2.  Traditionally “feminine” characteristics and emotional story lines work in fantasy writing.  When readers/writers think “fantasy” genre we often think an epic scale battle and escapism.  Holmberg’s works create personal emotional investment and often lack an epic “world in peril” element.  The characters’ worlds are at risk, but the universe will be fine if these characters die or fail.  There’s a market for emotional small scale fantasy, there may even be a demand for it.

3.  Everything doesn’t have to be “sexy” or sexual in someway to create tension.  Something I love regarding Homberg’s works is the way she can build tension without ever resorting to sexual tension.  Yes some of her characters fall in love and face the traditional “do they love me back” dilemma but it’s never overblown.  The characters set this controversy aside when mortal peril intervenes.  They confront attraction when it keeps them from meeting their goals and they either embrace a relationship or move past rejection.  Relationships in her books feel real, organic, and warm, not an element existing to drag out the plot.

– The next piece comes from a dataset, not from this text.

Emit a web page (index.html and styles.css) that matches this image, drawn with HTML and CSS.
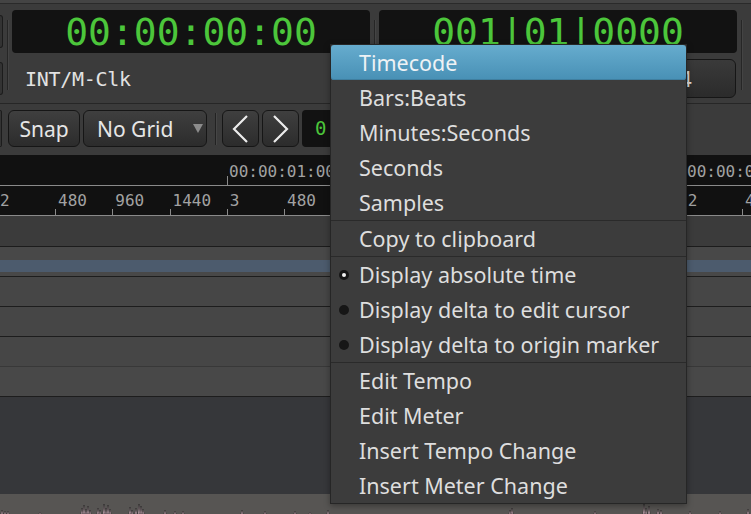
FILE: index.html
```html
<!DOCTYPE html>
<html>
<head>
<meta charset="utf-8">
<link rel="stylesheet" href="styles.css">
</head>
<body>
<div class="app">
  <div class="topline"></div>
  <div class="clocks">
    <div class="stub"><div class="stub-btn"></div><div class="stub-btn"></div></div>
    <div class="vsep"></div>
    <div class="clockcol">
      <div class="clock">00:00:00:00</div>
      <div class="clocksub">INT/M-Clk</div>
    </div>
    <div class="vsep vsep-mid"></div>
    <div class="clockcol">
      <div class="clock">001|01|0000</div>
      <div class="ctlbtn">4/4</div>
    </div>
    <div class="vsep"></div>
  </div>
  <div class="toolbar">
    <div class="tstub"></div>
    <div class="btn btn-snap">Snap</div>
    <div class="btn btn-grid">No Grid<span class="tri"></span></div>
    <div class="tsep"></div>
    <div class="btn btn-nav btn-prev"><svg width="35" height="35" viewBox="0 0 35 35"><path d="M24 5 L11 18 L24 31" fill="none" stroke="#ececec" stroke-width="2.2"/></svg></div>
    <div class="btn btn-nav btn-next"><svg width="35" height="35" viewBox="0 0 35 35"><path d="M11 5 L24 18 L11 31" fill="none" stroke="#ececec" stroke-width="2.2"/></svg></div>
    <div class="miniclock">0</div>
  </div>
  <div class="ruler">
    <div class="tcrow">
      <div class="tcspace"></div>
      <div class="tccell">00:00:01:00</div>
      <div class="tccell">00:00:02:00</div>
    </div>
    <div class="bbtrow">
      <div class="bcell first">2</div>
      <div class="bcell">480</div>
      <div class="bcell">960</div>
      <div class="bcell">1440</div>
      <div class="bcell">3</div>
      <div class="bcell">480</div>
      <div class="bcell">960</div>
      <div class="bcell">1440</div>
      <div class="bcell">4</div>
      <div class="bcell">480</div>
      <div class="bcell">960</div>
      <div class="bcell">1440</div>
      <div class="bcell">2</div>
      <div class="bcell">480</div>
    </div>
  </div>
  <div class="lane0"></div>
  <div class="track track1"><div class="sel"></div></div>
  <div class="track"></div>
  <div class="track"></div>
  <div class="track soft"></div>
  <div class="track track5"></div>
  <div class="empty"></div>
  <div class="wave">
    <svg width="751" height="20" viewBox="0 0 751 20">
      <path fill="#ffd9e8" stroke="#141414" stroke-width="0.5" d="M1 20 L2 16 L3 20 Z M4 20 L5 17 L6 20 Z M7 20 L8 17 L9 20 Z M39 20 L40 18 L41 20 Z M81 20 L82 14 L83 20 Z M83 20 L84 11 L85 20 Z M85 20 L86 15 L87 20 Z M87 20 L88 12 L89 20 Z M89 20 L90 16 L91 20 Z M97 20 L98 14 L99 20 Z M99 20 L100 16 L101 20 Z M103 20 L104 10 L105 20 Z M105 20 L106 14 L107 20 Z M107 20 L108 11 L109 20 Z M109 20 L110 15 L111 20 Z M129 20 L130 13 L131 20 Z M131 20 L132 16 L133 20 Z M135 20 L136 14 L137 20 Z M138 20 L139 10 L140 20 Z M140 20 L141 12 L142 20 Z M142 20 L143 15 L144 20 Z M164 20 L165 16 L166 20 Z M174 20 L175 17 L176 20 Z M182 20 L183 17 L184 20 Z M241 20 L242 16 L243 20 Z M264 20 L265 17 L266 20 Z M294 20 L295 17 L296 20 Z M309 20 L310 18 L311 20 Z M327 20 L328 16 L329 20 Z M509 20 L510 16 L511 20 Z M511 20 L512 14 L513 20 Z M594 20 L595 17 L596 20 Z M643 20 L644 10 L645 20 Z M645 20 L646 14 L647 20 Z M648 20 L649 12 L650 20 Z M657 20 L658 15 L659 20 Z M660 20 L661 16 L662 20 Z M689 20 L690 17 L691 20 Z M719 20 L720 17 L721 20 Z M747 20 L748 15 L749 20 Z"/>
    </svg>
  </div>

  <div class="menu">
    <div class="item active">Timecode</div>
    <div class="item">Bars:Beats</div>
    <div class="item">Minutes:Seconds</div>
    <div class="item">Seconds</div>
    <div class="item">Samples</div>
    <div class="msep"></div>
    <div class="item">Copy to clipboard</div>
    <div class="msep"></div>
    <div class="item radio checked">Display absolute time</div>
    <div class="item radio">Display delta to edit cursor</div>
    <div class="item radio">Display delta to origin marker</div>
    <div class="msep"></div>
    <div class="item">Edit Tempo</div>
    <div class="item">Edit Meter</div>
    <div class="item">Insert Tempo Change</div>
    <div class="item">Insert Meter Change</div>
  </div>
</div>
</body>
</html>
```
FILE: styles.css
```css
* { box-sizing: border-box; }
html, body { margin: 0; padding: 0; }
body {
  width: 751px;
  height: 514px;
  overflow: hidden;
  background: #3b3b3b;
  font-family: "Noto Sans", sans-serif;
}
.app {
  position: relative;
  width: 751px;
  height: 514px;
  overflow: hidden;
  display: flex;
  flex-direction: column;
}
.topline {
  flex: none;
  height: 4px;
  background: #444444;
  border-bottom: 1px solid #2a2a2a;
}
.clocks {
  flex: none;
  height: 99px;
  display: flex;
  align-items: flex-start;
  background: #3b3b3b;
}
.stub {
  width: 3px;
  display: flex;
  flex-direction: column;
  gap: 14px;
  padding-top: 11px;
}
.stub-btn {
  height: 33px;
  border: 1px solid #1c1c1c;
  border-left: none;
  border-radius: 0 4px 4px 0;
  background: #333333;
}
.vsep {
  width: 1px;
  height: 70px;
  margin-top: 16px;
  margin-left: 4px;
  background: #262626;
  box-shadow: 1px 0 0 #444;
}
.vsep-mid { margin-left: 4px; }
.clockcol {
  width: 358px;
  margin-left: 4px;
  padding-top: 6px;
  display: flex;
  flex-direction: column;
}
.clock {
  height: 43px;
  background: #121212;
  border-radius: 4px;
  display: flex;
  align-items: center;
  justify-content: center;
  color: #4cc63b;
  font-family: "DejaVu Sans Mono", monospace;
  font-size: 38px;
  line-height: 1;
  padding-top: 1px;
}
.clocksub {
  margin-top: 16px;
  padding-left: 13px;
  font-family: "DejaVu Sans Mono", monospace;
  font-size: 20px;
  line-height: 20px;
  letter-spacing: -0.3px;
  color: #e2e2e2;
}
.ctlbtn {
  align-self: flex-end;
  width: 140px;
  height: 39px;
  margin-top: 6px;
  margin-right: 1px;
  border: 1px solid #161616;
  border-radius: 6px;
  background: linear-gradient(#3a3a3a, #2b2b2b);
  color: #dddddd;
  font-size: 21px;
  display: flex;
  align-items: center;
  padding-left: 63px;
}
.toolbar {
  flex: none;
  height: 52px;
  border-top: 1px solid #262626;
  display: flex;
  align-items: flex-start;
  padding-top: 6px;
}
.tstub {
  width: 2px;
  height: 37px;
  border: 1px solid #1c1c1c;
  border-left: none;
  border-radius: 0 4px 4px 0;
  background: #333;
}
.btn {
  height: 37px;
  border: 1px solid #161616;
  border-radius: 6px;
  background: linear-gradient(#3f3f3f, #2c2c2c);
  color: #e6e6e6;
  font-size: 21px;
  display: flex;
  align-items: center;
}
.btn-snap {
  width: 72px;
  margin-left: 6px;
  justify-content: center;
}
.btn-grid {
  width: 124px;
  margin-left: 3px;
  padding-left: 13px;
}
.tri {
  margin-left: auto;
  margin-right: 3px;
  width: 0;
  height: 0;
  border-left: 5px solid transparent;
  border-right: 5px solid transparent;
  border-top: 9px solid #8c8c8c;
}
.tsep {
  width: 1px;
  height: 32px;
  margin-top: 3px;
  margin-left: 8px;
  background: #222;
  box-shadow: 1px 0 0 #464646;
}
.btn-nav {
  width: 37px;
  justify-content: center;
}
.btn-prev { margin-left: 6px; }
.btn-next { margin-left: 3px; }
.miniclock {
  width: 100px;
  height: 37px;
  margin-left: 3px;
  background: #121212;
  border-radius: 4px;
  color: #4cc63b;
  font-family: "DejaVu Sans Mono", monospace;
  font-size: 19px;
  line-height: 37px;
  padding-left: 13px;
}
.ruler {
  flex: none;
  height: 61px;
  background: #111111;
  font-family: "DejaVu Sans Mono", monospace;
  font-size: 16px;
  color: #a2a2a2;
}
.tcrow {
  height: 31px;
  border-bottom: 1px solid #8a8a8a;
  display: flex;
  line-height: 31px;
  padding-top: 1px;
  white-space: nowrap;
}
.tcspace { width: 227px; flex: none; }
.tccell {
  flex: none;
  width: 458px;
  position: relative;
  padding-left: 2px;
}
.tccell::before {
  content: "";
  position: absolute;
  left: 0;
  bottom: 0;
  width: 1px;
  height: 9px;
  background: #8a8a8a;
}
.bbtrow {
  height: 30px;
  border-bottom: 1px solid #8a8a8a;
  display: flex;
  line-height: 29px;
  white-space: nowrap;
}
.bcell {
  flex: none;
  width: 57.25px;
  position: relative;
  padding-left: 3px;
}
.bcell::before {
  content: "";
  position: absolute;
  left: 0;
  bottom: 0;
  width: 1px;
  height: 6px;
  background: #8a8a8a;
}
.bcell.first { width: 55px; padding-left: 0; }
.bcell.first::before { display: none; }
.lane0 {
  flex: none;
  height: 31px;
  background: #3b3b3b;
  border-bottom: 1px solid #1c1c1c;
}
.track {
  flex: none;
  height: 30px;
  background: #464646;
  border-bottom: 1px solid #1d1d1d;
}
.track1 {
  background: #484848;
  padding-top: 13px;
}
.sel {
  height: 12px;
  background: #4c5b6d;
}
.track.soft { border-bottom-color: #383838; }
.track5 { background: #484848; }
.empty {
  flex: none;
  height: 97px;
  background: #36373a;
}
.wave {
  flex: none;
  height: 20px;
  background: #575553;
}
.wave svg { display: block; }
.menu {
  position: absolute;
  left: 330px;
  top: 44px;
  width: 357px;
  background: #3c3c3c;
  border: 1px solid #262626;
  box-shadow: 0 2px 6px rgba(0,0,0,0.35);
}
.item {
  position: relative;
  height: 35px;
  line-height: 35px;
  padding-left: 28px;
  font-size: 21.5px;
  color: #dedede;
  white-space: nowrap;
}
.item.active {
  background: linear-gradient(#66acce, #4890b5);
  border-radius: 3px;
  color: #eef2f5;
  box-shadow: inset 0 -1px 0 #3f7e9f;
}
.msep {
  height: 1px;
  background: #2a2a2a;
}
.radio::before {
  content: "";
  position: absolute;
  left: 8px;
  top: 50%;
  width: 10px;
  height: 10px;
  margin-top: -5px;
  border-radius: 50%;
  background: #161616;
}
.radio.checked::after {
  content: "";
  position: absolute;
  left: 11px;
  top: 50%;
  width: 4px;
  height: 4px;
  margin-top: -2px;
  border-radius: 50%;
  background: #f2f2f2;
}
```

4.  Using fairy tale references in a work appears to either be popular or to help bolster a works attention or not hinder the work’s ability to reach a large audience.  As a writer who uses a lot of myth and legend in my writing, this encourages me.

5. Take your time and perfect your story.  Holmberg is very open regarding how many stories she queried before getting traction with “Paper Magicians.”  The first or second book you write might not be the one, if you publish traditionally.  For indie authors it’s more a message of “don’t be disappointed if your debut novel doesn’t break records.”  

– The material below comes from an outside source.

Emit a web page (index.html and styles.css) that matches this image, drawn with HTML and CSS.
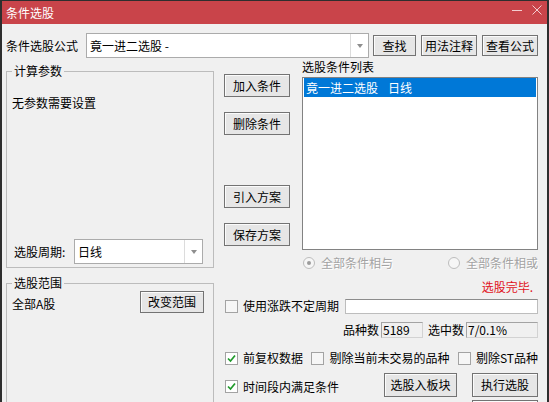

6. Have a posse of like-minded writers to bounce ideas off of. Holmberg is part of a Deep Magic e-zine that looks to create “clean fantasy.”  Working together with other writers to keep your themes out in the public eye will help find like audience and also is a great service to other writers in the same genre.  If you’re an Alabaman local, might I suggest our North Alabama Writers’ Group Meeting?

Looking for other great Kindle Unlimited Series? Check out our earlier write up on Amy A. BartolSara C. Roethle, or T. A. White.

Wondering why Kindle Unlimited?  Check out my post: 7 Reasons I read Kindle Unlimited

For further discussion on reviews try our “Would you Rather…” post that asks writers to pick between two different kinds of negative reviews.  Or try Do Critical Reviews hurt me as a Writer?

Or consider 9 Things that Make a Book Good (For Me)7 Steps I take Before Posting a Bad Review

My 5 Favorite Reads of 2018

2018 was a wonderful reading year. I beat my goal of 36 books by about 10. 17 of these books were nonfiction and not eligible to make this list. Out of 30 books, these are the top five fiction reads. Starting from least favorite to most treasured read.  For an in-depth look at my 2018 reading check out Books Read in 2018.

image from Goodreads.com

5. Traitorborn–  Has everything I like about “Hunger Games” in it but tells the story in a fresh, compelling way.  My favorite aspect of this series is that there are not “good” characters (at least from my perspective).  Most of the characters, our hero included, have a piece of the solution for their dystopian society and they are also holding on to part of the problem.  It’s refreshing to have a complex group of characters I can empathize with some times and despise other times.  Where so much conversations happening around me are polarizing, it’s nice to read a book that reaches for full open conversation and understanding, without surrendering one’s agency.   For more on this series check out my Kindle Unlimited post.

Image from Goodreads.com


4. Dragon Ridden– Don’t let the cover fool you, this was just fun and well written.  There isn’t any messaging in it, it’s just an immersive fantasy read and sometimes that’s enough.  Pure escapism, a well-developed fantasy world distinct from earth, and a cast of well-rounded characters.  It’s enough. For more on this series check out my Kindle Unlimited post.

image from Goodreads.com


3. End of Days– Dark, thoughtful work with a great balance of action and tense “waiting”.  Left me wondering about the conclusion all the way to the end and it leaves just the right amount open ambiguity to make me think about it for days afterward but still find satisfaction with the close given to us.  I’m sorry “Traitorborn” is on its second book while “End of Days” is a complete series because I think if I could compare the conclusions of both books, it may flip their positions on this list.  Still both books are wonderful.  Sold to young adults but they hold positives for all age groups.  

image from Goodreads.com


2. Card of Chaos–  Complex, excellent execution, everything I look for in the retelling of classic fairytale/folklore.  It begins with humor and ends in affection.  I like how the author draws the reader in and connects us with this strange if familiar world.  Loved the beautiful scenes, the deep philosophy and the language.  It may be my second favorite book of the year, but it’s my first recommendation to others.

image from Goodreads.com


1. The Book of Etta– Enjoyed every second.  I know this is a polarizing book because it explores gender roles, what gender is, and whether sex and gender can be two separate things.  The beauty of this book: it can explore the internal struggle being genderqueer/trans/gay/bi ect  often brings and ignore all the political bullshit that’s happening in our own world.  Here we can enjoy a human vs self moment.  We can see all the factors in the book which exacerbate the struggle and rail against them without hating our own culture.  Sometimes the call to action in a book can cut short a person’s thoughtful introspection, but The Book of Etta lacks this baggage and I’m beyond grateful.  Where the first book took a premise, I didn’t feel was true but expounded on it in a way that pushed me to read on, Etta felt right from the first words.  I knew Etta, I’d been Etta, and I sometimes still am Etta.  I knew Flora and have been her too.  Heck, there was a part of me that felt like I’d been Alma before and that I knew her.  The beauty of this book is that it allowed me to feel and it allowed me to celebrate so many aspects of who I am as a person.  Everyone will have a different time reading it.  But, it’s the jewel of my 2018 reading list.  


Happy New Year!  What were your five favorite reads of 2018?  Was your reading list similar?  Do you have any recommendations for me?  What are your reading goals for 2019?